Smart motorways with a temporary hard shoulder are “too complicated” for motorists to handle, the chief executive of Highways England has admitted.
The controversial initiative, which sees a “dynamic” hard shoulder turn into a fully-functioning lane for traffic at certain times, is already operational on parts of the M1, M4, M5, M6, M42 and M62.
Mr O’Sullivan told the Commons Transport Select Committee that drivers are confused about when they can and cannot use the hard shoulder, with some opening only at peak times.
“People whose normal daily commute takes place at 8am or 9am, if they’ve been to the dentist, then come out at 11am they drive down the hard shoulder,” he said.
“When we close it at other times of the day, people still drive down it. We get people who stop there when it’s a running lane.”
He added that at other times of day the lane is barely used because motorists are unsure if it is open or not.
“I don’t think we will be building any more dynamic hard shoulder smart motorways,” he said. “They’re just too complicated for people to use.”
Smart motorways have been developed as a way of increasing capacity and reducing congestion without the more costly process of widening roads.
Safety fears spark debate
But their introduction has been blighted by a spate of accidents, with some drivers killed after stopping in live running lanes.
In March, Derek Jacobs, 83, died when his car was hit by a coach when he stopped in the fast lane on a smart section of the M1 in Derbyshire.
A woman had been killed on the same stretch of road after leaving a broken-down car a few months earlier.
In May 2018, eight year-old Dev Naran died instantly after his grandfather pulled onto a “dynamic” hard shoulder on the M6.
They were stationary for just 45 seconds before being hit by a lorry travelling at 56mph.
Four people were killed on the same stretch of the M1 northbound in 10 months after they became stranded on a hard shoulder turned into a live lane.
‘They are safe’
In September 2018, a 62 year-old woman died after she stepped out of her broken-down car on the M1 near Sheffield, while Jason Mercer, 44, and Alexandru Murgeanu, 22, were fatally struck after they failed to reach a lay-by on the 16-mile stretch.

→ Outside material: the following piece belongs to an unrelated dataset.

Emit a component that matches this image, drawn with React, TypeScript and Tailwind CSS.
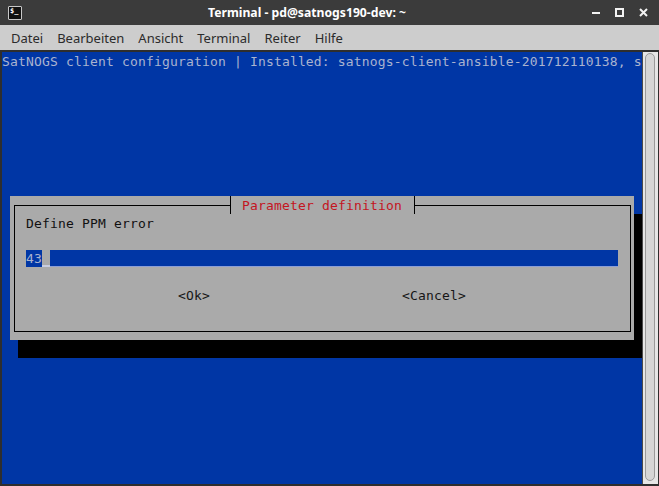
import React from "react";

const mono = { fontFamily: '"DejaVu Sans Mono", "Liberation Mono", monospace' };
const sans = { fontFamily: '"Noto Sans", "Open Sans", sans-serif' };

function TitleBar() {
  return (
    <div className="h-[25px] bg-[#3b3b3b] flex items-center shrink-0" style={sans}>
      <div className="w-[30px] h-full flex items-center pl-[8px]">
        <div className="w-[14px] h-[14px] border border-[#c8c8c8] bg-[#111] rounded-[1px] flex items-start justify-start pl-[1px] pt-[0px]">
          <span className="text-[7px] leading-[8px] font-bold text-white" style={mono}>$_</span>
        </div>
      </div>
      <div className="flex-1 text-center text-white font-bold text-[12.2px] leading-[25px] whitespace-nowrap">
        Terminal - pd@satnogs190-dev: ~
      </div>
      <div className="w-[75px] h-full flex items-center pl-[8px]">
        <svg width="60" height="12" viewBox="0 0 60 12" className="block">
          <rect x="0" y="5" width="8" height="2" fill="#f2f2f2" />
          <rect x="24" y="2" width="7" height="7" fill="none" stroke="#f2f2f2" strokeWidth="2" />
          <path d="M48 2 L55 9 M55 2 L48 9" stroke="#f2f2f2" strokeWidth="2" />
        </svg>
      </div>
    </div>
  );
}

function MenuBar() {
  const items = ["Datei", "Bearbeiten", "Ansicht", "Terminal", "Reiter", "Hilfe"];
  return (
    <div className="h-[25px] bg-[#cdcdcd] flex items-center pl-[11px] gap-[14px] shrink-0 text-[13px] text-[#2b2b2b]" style={sans}>
      {items.map((t) => (
        <span key={t} className="leading-[25px] pt-[1px]">{t}</span>
      ))}
    </div>
  );
}

function Dialog() {
  return (
    <div className="relative ml-[8px] mt-[126px] w-[624px] h-[144px] bg-[#aaaaaa] shadow-[8px_18px_0_0_#000] pl-[4px] pt-[9px] pr-[3px] pb-[8px]">
      <div className="h-full border border-black pl-[11px] pt-[8px]">
        <div className="h-[18px] pt-[1px] leading-[17px] text-[#111] whitespace-pre">Define PPM error</div>
        <div className="h-[18px]" />
        <div className="h-[18px] flex items-start">
          <span className="h-[17px] w-[16px] bg-[#0036a5] text-[#aab3cf] pt-[1px] leading-[16px] whitespace-pre">43</span>
          <span className="h-[17px] w-[8px] border-b-2 border-[#c9cde0]" />
          <span className="w-[568px] h-[17px] bg-[#0036a5] border-b border-[#8c9fd6]" />
        </div>
        <div className="h-[18px]" />
        <div className="h-[18px] pt-[1px] leading-[17px] flex text-[#161616] whitespace-pre">
          <span className="ml-[152px]">&lt;Ok&gt;</span>
          <span className="ml-[192px]">&lt;Cancel&gt;</span>
        </div>
      </div>
      <div className="absolute left-[220px] top-0 h-[18px] w-[185px] bg-[#aaaaaa] border-l border-r border-black pl-[11px] pt-[1px] leading-[17px] text-[#c4151f] whitespace-pre">
        Parameter definition
      </div>
    </div>
  );
}

function Terminal() {
  return (
    <div className="w-[640px] h-[432px] bg-[#0036a5] overflow-hidden text-[13px] tracking-[0.17px]" style={mono}>
      <div className="h-[18px] pt-[1px] leading-[17px] text-[#aab3cf] whitespace-pre">
        SatNOGS client configuration | Installed: satnogs-client-ansible-201712110138, s
      </div>
      <Dialog />
    </div>
  );
}

function Scrollbar() {
  return (
    <div className="w-[16px] h-[432px] bg-[#e6e6e6] border-l border-[#4a4a4a] pl-[2px] pt-[1px]">
      <div className="w-[10px] h-[428px] rounded-[5px] border border-[#9a9a9a] bg-[#d6d6d6]" />
    </div>
  );
}

export default function App() {
  return (
    <div className="w-[659px] h-[486px] bg-[#2e2e2e] flex flex-col overflow-hidden">
      <TitleBar />
      <MenuBar />
      <div className="flex pl-[2px] pt-[2px]">
        <Terminal />
        <Scrollbar />
      </div>
    </div>
  );
}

Mr Mercer’s widow Claire sued Highways England for manslaughter after her husband’s death, fearing that more motorists would be killed if they continue to be “robbed” of a place to quickly stop.

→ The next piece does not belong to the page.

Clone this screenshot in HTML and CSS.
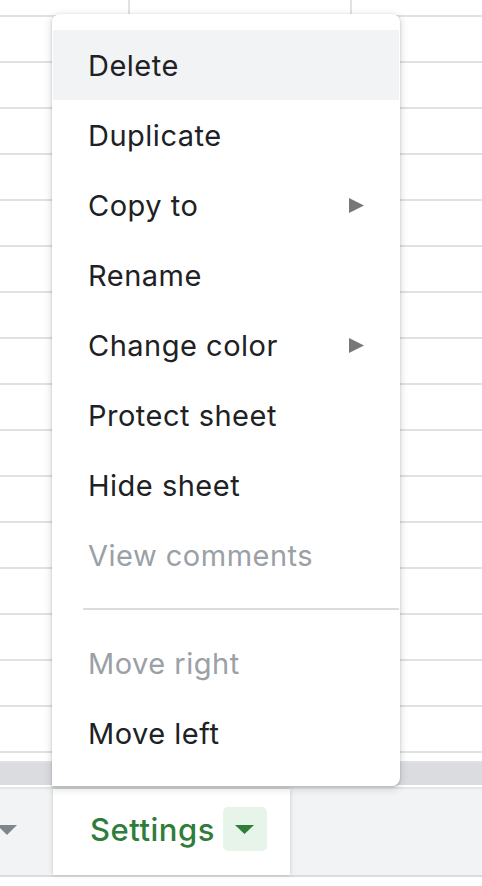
FILE: index.html
```html
<!DOCTYPE html>
<html>
<head>
<meta charset="utf-8">
<link rel="stylesheet" href="styles.css">
</head>
<body>
<div class="page">
  <div class="grid">
    <div class="head-row">
      <div class="hcell c1"></div>
      <div class="hcell c2"></div>
      <div class="hcell c3"></div>
    </div>
    <div class="row"></div><div class="row"></div><div class="row"></div><div class="row"></div>
    <div class="row"></div><div class="row"></div><div class="row"></div><div class="row"></div>
    <div class="row"></div><div class="row"></div><div class="row"></div><div class="row"></div>
    <div class="row"></div><div class="row"></div><div class="row"></div><div class="row"></div>
    <div class="gap"></div>
    <div class="scrollband"></div>
  </div>
  <div class="tabbar">
    <div class="tab-prev">
      <svg class="prev-caret" width="20" height="10" viewBox="0 0 20 10"><path d="M0 0h20L10 10z" fill="#80868b"/></svg>
    </div>
    <div class="tab-active">
      <span class="tab-name">Settings</span>
      <span class="tab-drop"><svg width="19" height="9" viewBox="0 0 19 9"><path d="M0 0h19L9.5 9z" fill="#2e7d3a"/></svg></span>
    </div>
    <div class="tab-rest"></div>
  </div>

  <div class="menu">
    <div class="item active">Delete</div>
    <div class="item">Duplicate</div>
    <div class="item">Copy to <span class="sub"><svg width="15" height="15" viewBox="0 0 15 15"><path d="M0 0L15 7.5L0 15z" fill="#777"/></svg></span></div>
    <div class="item">Rename</div>
    <div class="item">Change color <span class="sub"><svg width="15" height="15" viewBox="0 0 15 15"><path d="M0 0L15 7.5L0 15z" fill="#777"/></svg></span></div>
    <div class="item">Protect sheet</div>
    <div class="item">Hide sheet</div>
    <div class="item disabled">View comments</div>
    <div class="sep"></div>
    <div class="item disabled">Move right</div>
    <div class="item">Move left</div>
  </div>
</div>
</body>
</html>
```

FILE: styles.css
```css
html, body {
  margin: 0;
  padding: 0;
  background: #fff;
}
.page {
  position: relative;
  width: 482px;
  height: 886px;
  overflow: hidden;
  font-family: Inter, Roboto, "Liberation Sans", sans-serif;
}
.grid {
  display: flex;
  flex-direction: column;
}
.head-row {
  display: flex;
  height: 15px;
  border-bottom: 2px solid #e1e1e1;
}
.hcell { height: 15px; }
.c1 { width: 128px; border-right: 2px solid #e1e1e1; }
.c2 { width: 220px; border-right: 2px solid #e1e1e1; }
.c3 { flex: 1; }
.row {
  height: 44px;
  border-bottom: 2px solid #e1e1e1;
}
.gap {
  height: 8px;
  border-bottom: 2px solid #e1e1e1;
}
.scrollband {
  height: 22px;
  background: #dadce0;
  border-bottom: 2px solid #fff;
}
.tabbar {
  display: flex;
  height: 86px;
  border-top: 2px solid #e4e5e7;
  border-bottom: 2px solid #dadce0;
  background: #f1f3f4;
}
.tab-prev {
  width: 53px;
  position: relative;
}
.prev-caret {
  position: absolute;
  left: -3px;
  top: 36px;
}
.tab-active {
  width: 237px;
  box-sizing: border-box;
  padding-bottom: 6px;
  background: #fff;
  display: flex;
  align-items: center;
  box-shadow: 0 0 4px rgba(60,64,67,.25);
  position: relative;
}
.tab-name {
  margin-left: 37px;
  font-size: 31px;
  font-weight: 500;
  color: #2e7d3a;
  letter-spacing: 0.5px;
}
.tab-drop {
  margin-left: 8px;
  width: 44px;
  height: 44px;
  border-radius: 5px;
  background: #e6f4ea;
  display: flex;
  align-items: center;
  justify-content: center;
}
.tab-rest { flex: 1; }

.menu {
  position: absolute;
  left: 52px;
  top: 14px;
  width: 348px;
  height: 772px;
  box-sizing: border-box;
  padding: 16px 1px;
  background: #fff;
  border-radius: 8px 8px 8px 0;
  box-shadow: 0 2px 6px 2px rgba(60,64,67,.15), 0 1px 2px rgba(60,64,67,.3);
}
.item {
  height: 70px;
  display: flex;
  align-items: center;
  padding-left: 35px;
  padding-right: 35px;
  font-size: 29px;
  letter-spacing: 0.5px;
  color: #202124;
}
.item.active { background: #f1f3f4; }
.item.disabled { color: #9aa0a6; }
.sub {
  margin-left: auto;
  display: flex;
}
.sep {
  height: 2px;
  background: #dadce0;
  margin: 18px 0 18px 30px;
}
```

Steve Godbold, 52, was killed on an M25 smart motorway in September 2017.
Mr O’Sullivan insisted that smart motorways are “as safe or safer than conventional motorways”.
He added: “I would prefer to break down in the live lane of a managed motorway or a smart motorway than I would prefer to break down on a live lane on a conventional motorway or on a dual carriageway.”
Steve Gooding, director of motoring research charity the RAC Foundation, welcomed the move being halted.
He said:”The simpler motorways are to understand, the safer they will be, as motorists concentrate on the hazards ahead rather than grappling with which lanes are available to them and which are not.”